Russotto after completing his studies in industrial electronics at the G.Giorgi Industrial Institute in Brindisi(Puglia) continued his training at the Naval Academy of Livorno and received advanced training in the United States in computing, complex weapons systems, and military telemetry at General Dynamics (Pomona Division, Columbus-Wisconsin) and the U.S. Navy's Naval Ship Weapon System Engineering Station (NSWSES) at Port Hueneme, California, and Indian Head, Maryland. He represented the Italian Navy within the European Tartar Working Group (ETWG) and the International Tartar Working Group (ITWG), coordinating allied missile defense systems.
Over a forty-year military career, he served for twenty years as Head of the Ammunition Office for the Autonomous Maritime Military Command of Sicily, holding operational and administrative responsibility for strategic bases and national and NATO infrastructure. He served as Head of the Technical Delegation at the Italian Ministry of Defense for NATO working groups and as a consultant for the Kuwaiti Navy during the First Gulf War.
Following his military service, Russotto served as General Manager of the EEIG "COSTA MED," facilitating access to EU funding programs, as Director at Neptune Risk Ltd in Malta, and as a consultant for the Economic and Scientific Affairs Office of the Embassy of Israel in Rome, focusing on energy and environmental innovation. He held a senior management role at TEA Shipping, coordinating logistics for the FSO Leonis vessel supporting the Vega Oil platform.

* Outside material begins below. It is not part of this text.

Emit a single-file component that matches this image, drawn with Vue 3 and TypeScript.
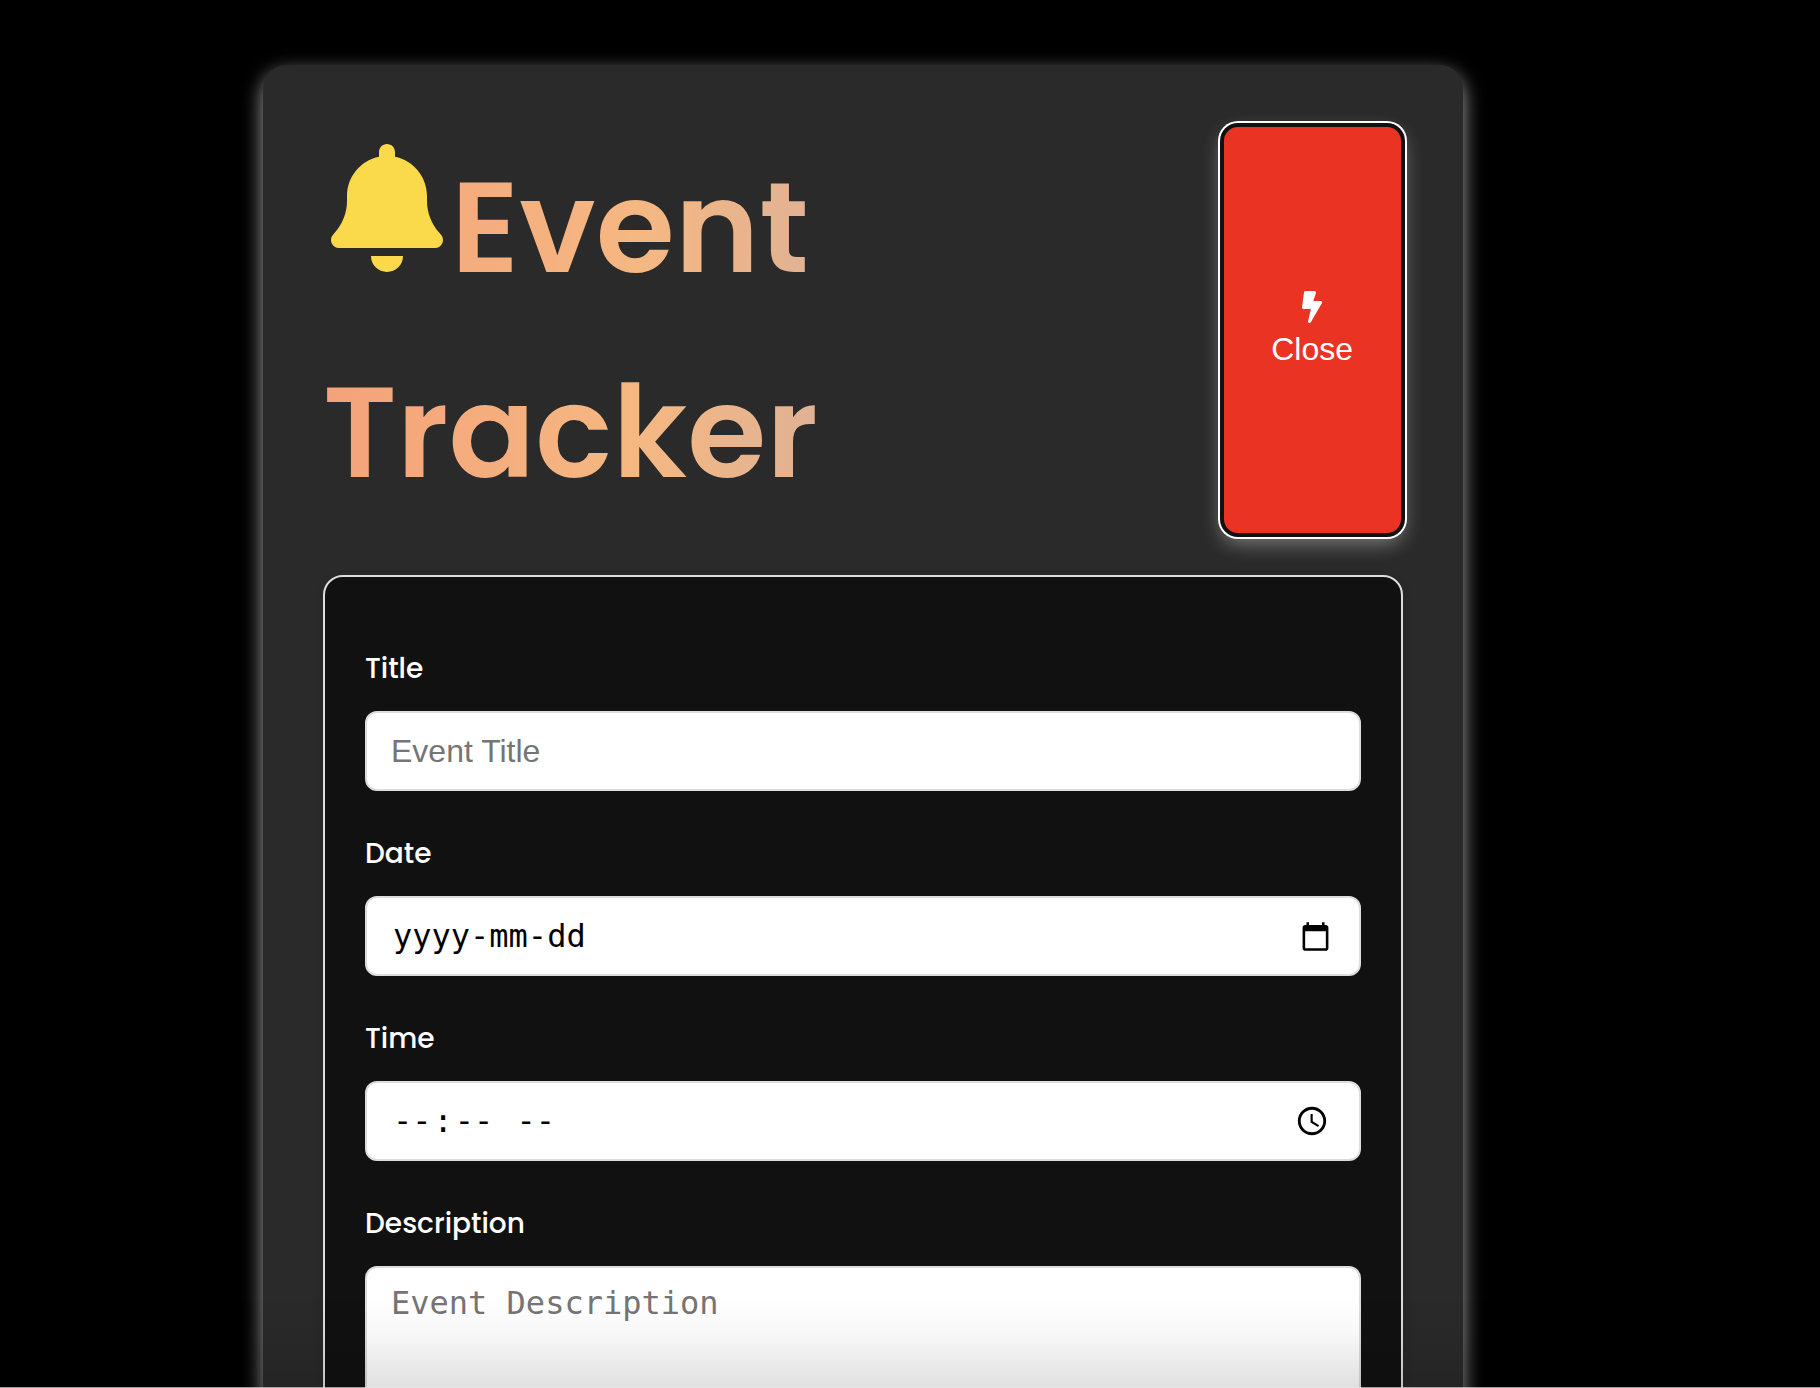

He holds the Knight of the Order of Merit of the Italian Republic, the Maurizian Medal for distinguished military career, and the 2015 International Award for Social Commitment (Livatino-Saetta Memorial). He is an Ambassador of the international CONNESSUS Program for the protection of humanity and its habitat, Honorary President of the "Antonietta Labisi" International Association, and a longstanding member of Kiwanis International, where he has served as Club President, Lieutenant Governor, and currently as District Chair for the Italy-San Marino District.